▸ **Problem requirements**
Wherever the string "index" appears in a line, extract that line.

── Data section

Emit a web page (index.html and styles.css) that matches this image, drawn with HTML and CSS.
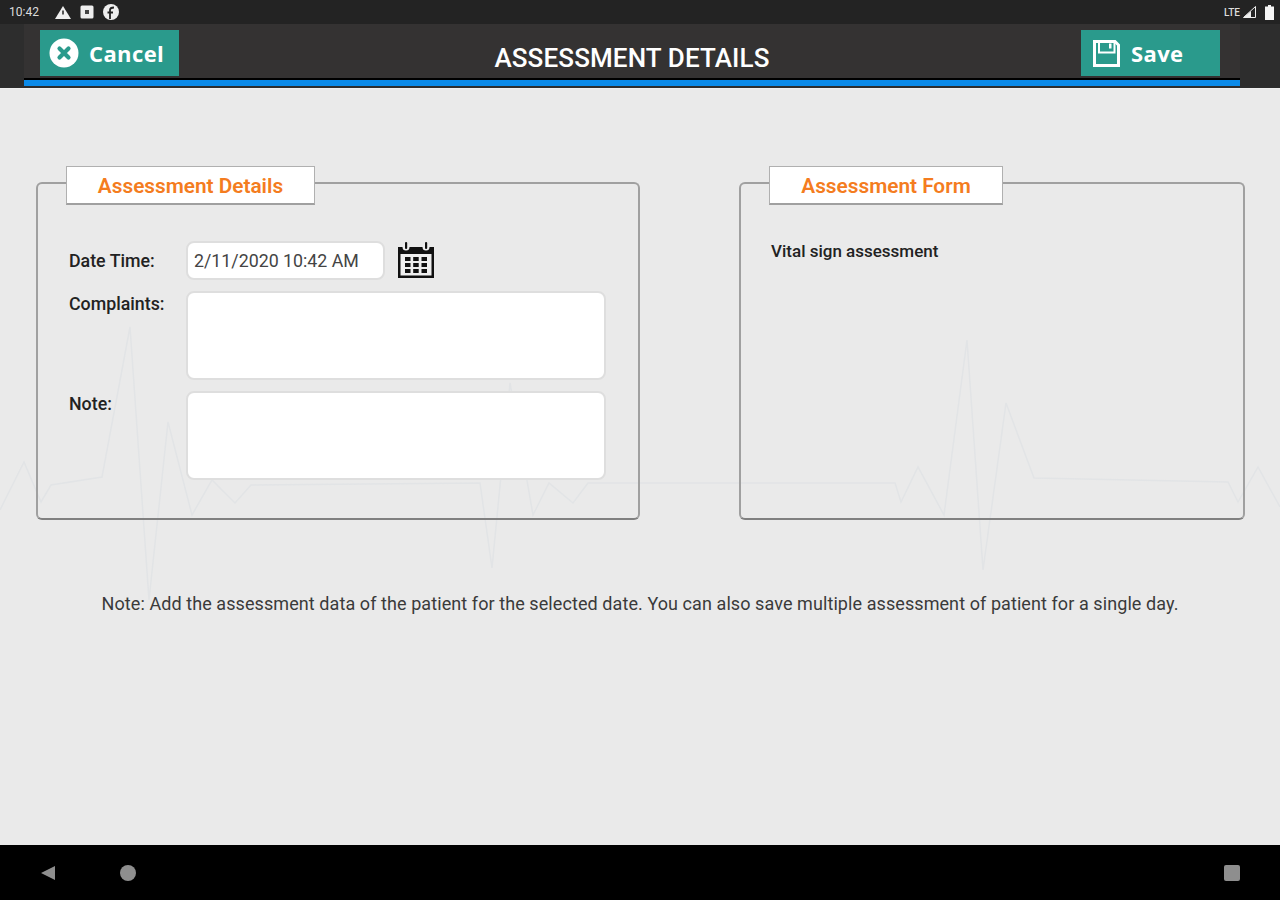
FILE: index.html
```html
<!DOCTYPE html>
<html lang="en">
<head>
<meta charset="utf-8">
<title>Assessment Details</title>
<link rel="stylesheet" href="styles.css">
</head>
<body>
<div class="screen">
  <div class="status">
    <div class="status-left">
      <span class="clock">10:42</span>
      <svg width="16" height="15" viewBox="0 0 16 15"><path d="M8 1 16 14H0Z" fill="#eee"/><rect x="7" y="5.500" width="2" height="4" fill="#555"/></svg>
      <svg width="14" height="14" viewBox="0 0 14 14"><rect x=".5" y=".5" width="13" height="13" rx="1.500" fill="#eee"/><rect x="5" y="5" width="4" height="4" fill="#444"/></svg>
      <svg class="fb" width="18" height="18" viewBox="0 0 18 18"><circle cx="9" cy="9" r="8" fill="#eee"/><path d="M8 16V7Q8 4.500 12 4.500M5.500 9.500H11" stroke="#222" stroke-width="1.800" fill="none"/></svg>
    </div>
    <div class="status-right">
      <span class="lte">LTE</span>
      <svg width="13" height="12" viewBox="0 0 13 12"><path d="M12.500 .5V11.500H.5Z" fill="none" stroke="#eee" stroke-width="1"/><path d="M8 5V11.500H.5Z" fill="#eee"/></svg>
      <svg class="batt" width="9" height="15" viewBox="0 0 9 15"><path d="M3 0H6V1.500H9V15H0V1.500H3Z" fill="#f4f4f4"/></svg>
    </div>
  </div>
  <header class="header">
    <div class="bar">
      <button class="btn btn-cancel">
        <svg width="30" height="30" viewBox="0 0 30 30"><circle cx="15" cy="15" r="14.500" fill="#fff"/><path d="M10.500 10.500 19.500 19.500M19.500 10.500 10.500 19.500" stroke="#2a9a8c" stroke-width="4.200" stroke-linecap="round"/></svg>
        <span>Cancel</span>
      </button>
      <h1 class="title">ASSESSMENT DETAILS</h1>
      <button class="btn btn-save">
        <svg width="27" height="27" viewBox="0 0 27 27"><path d="M1.500 1.500H22L25.500 5V25.500H1.500Z" fill="none" stroke="#fff" stroke-width="3"/><path d="M6 2V12.500H21.500V2" fill="none" stroke="#fff" stroke-width="2"/><rect x="16" y="3.500" width="2.500" height="5" fill="#fff"/></svg>
        <span>Save</span>
      </button>
    </div>
  </header>
  <main class="main">
    <svg class="ecg" width="1280" height="757" viewBox="0 88 1280 757">
      <polyline fill="none" stroke="#e2e4e6" stroke-width="1.500" points="0,510 24,462 41,502 51,485 102,477 130,327 149,600 168,422 192,515 212,480 235,503 251,485 480,483 492,568 510,383 533,515 549,483 573,503 588,483 895,483 901,502 918,467 944,515 967,340 983,570 1006,403 1034,478 1228,482 1238,502 1258,467 1280,507"/>
    </svg>
    <div class="panels">
      <section class="panel panel-left">
        <div class="legend legend-left">Assessment Details</div>
        <div class="form">
          <div class="row row-date">
            <label class="lbl">Date Time:</label>
            <div class="input date">2/11/2020 10:42 AM</div>
            <svg class="cal" width="38" height="36" viewBox="0 0 38 36"><path d="M1 5H37V36H1Z" fill="#111"/><rect x="3.500" y="12" width="31" height="21.500" fill="#efefef"/><circle cx="9" cy="5" r="3.500" fill="#efefef"/><circle cx="29" cy="5" r="3.500" fill="#efefef"/><rect x="8" y="0" width="2.200" height="7" rx="1" fill="#111"/><rect x="28" y="0" width="2.200" height="7" rx="1" fill="#111"/><g fill="#111"><rect x="8" y="15" width="5.500" height="4"/><rect x="16.200" y="15" width="5.500" height="4"/><rect x="24.500" y="15" width="5.500" height="4"/><rect x="8" y="21" width="5.500" height="4"/><rect x="16.200" y="21" width="5.500" height="4"/><rect x="24.500" y="21" width="5.500" height="4"/><rect x="8" y="27" width="5.500" height="4"/><rect x="16.200" y="27" width="5.500" height="4"/><rect x="24.500" y="27" width="5.500" height="4"/></g></svg>
          </div>
          <div class="row">
            <label class="lbl lbl-area">Complaints:</label>
            <div class="input area"></div>
          </div>
          <div class="row">
            <label class="lbl lbl-area">Note:</label>
            <div class="input area"></div>
          </div>
        </div>
      </section>
      <section class="panel panel-right">
        <div class="legend legend-right">Assessment Form</div>
        <div class="vital">Vital sign assessment</div>
      </section>
    </div>
    <p class="note">Note: Add the assessment data of the patient for the selected date. You can also save multiple assessment of patient for a single day.</p>
  </main>
  <nav class="nav">
    <svg width="16" height="16" viewBox="0 0 16 16"><path d="M15 1V15L1 8Z" fill="#8e8e8e"/></svg>
    <span class="nav-circle"></span>
    <span class="nav-square"></span>
  </nav>
</div>
</body>
</html>
```
FILE: styles.css
```css
* { box-sizing: border-box; }
html, body { margin: 0; padding: 0; }
body { width: 1280px; height: 900px; overflow: hidden; font-family: Roboto, "Liberation Sans", sans-serif; }
.screen { width: 1280px; height: 900px; display: flex; flex-direction: column; background: #eaeaea; }

.status { height: 24px; flex: none; background: #232323; display: flex; justify-content: space-between; align-items: center; padding: 0 6px 0 9px; color: #ddd; }
.status-left { display: flex; align-items: center; gap: 9px; }
.status-right { display: flex; align-items: center; gap: 3px; }
.batt { margin-left: 6px; }
.clock { font-size: 12px; width: 37px; }
.lte { font-size: 10px; font-weight: 500; }
.fb { margin-left: -1px; }

.header { height: 64px; flex: none; background: #2d2d2d; padding: 0 40px 0 24px; }
.bar { height: 62px; background: #343232; border-bottom: 8px solid #000; position: relative; display: flex; justify-content: space-between; align-items: flex-start; padding: 6px 20px 0 16px; }
.bar::after { content: ""; position: absolute; left: 0; right: 0; bottom: -8px; height: 6px; background: #0b8ae8; }
.btn { width: 139px; height: 46px; border: 0; background: #2a9a8c; color: #fff; display: flex; align-items: center; font-family: "Open Sans", sans-serif; font-weight: 700; font-size: 22px; letter-spacing: .4px; padding: 0; }
.btn-cancel { gap: 10px; padding-left: 9px; }
.btn-save { gap: 11px; padding-left: 12px; }
.title { margin: 8px 0 0 4px; font-size: 26px; letter-spacing: .12px; line-height: 40px; font-weight: 500; color: #fff; }

.main { flex: 1; position: relative; background: #eaeaea; border-top: 1px solid #f0f0f0; overflow: hidden; }
.ecg { position: absolute; left: 0; top: -1px; }
.panels { position: relative; display: flex; justify-content: space-between; padding: 93px 35px 0 36px; }
.panel { position: relative; height: 338px; border: 2px solid #a0a0a0; border-bottom-color: #808080; border-radius: 6px; }
.panel-left { width: 604px; }
.panel-right { width: 506px; }
.legend { position: absolute; top: -18px; height: 39px; padding-top: 1px; background: #fff; border: 1px solid #b0b0b0; border-bottom: 2px solid #a0a0a0; color: #f47c20; font-weight: 600; font-size: 20.800px; display: flex; align-items: center; justify-content: center; }
.legend-left { left: 28px; width: 249px; }
.legend-right { left: 28px; width: 234px; }

.form { padding: 56px 32px 0 31px; display: flex; flex-direction: column; gap: 11px; }
.row { display: flex; align-items: flex-start; }
.row-date { align-items: center; height: 40px; }
.lbl { width: 117px; flex: none; font-size: 17.800px; font-weight: 500; color: #222; }
.row-date .lbl { padding-top: 1px; }
.lbl-area { padding-top: 2px; }
.input { background: #fff; border: 2px solid #dedede; border-radius: 8px; }
.date { width: 199px; height: 39px; font-size: 17.800px; color: #444; display: flex; align-items: center; padding-left: 6px; }
.cal { margin-left: 12px; }
.area { width: 420px; height: 89px; }
.vital { padding: 57px 0 0 30px; font-size: 17px; font-weight: 500; color: #222; }

.note { position: relative; margin: 74px 0 0; text-align: center; font-size: 18px; letter-spacing: .08px; line-height: 20px; color: #3a3a3a; }

.nav { height: 55px; flex: none; background: #000; position: relative; display: flex; align-items: center; padding: 0 40px; }
.nav-circle { width: 16px; height: 16px; border-radius: 50%; background: #8e8e8e; margin-left: 64px; }
.nav-square { width: 16px; height: 16px; border-radius: 2px; background: #8e8e8e; margin-left: auto; }
```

────

▸ **Solution to the exercise**
Emit a web page (index.html and styles.css) that matches this image, drawn with HTML and CSS.
FILE: index.html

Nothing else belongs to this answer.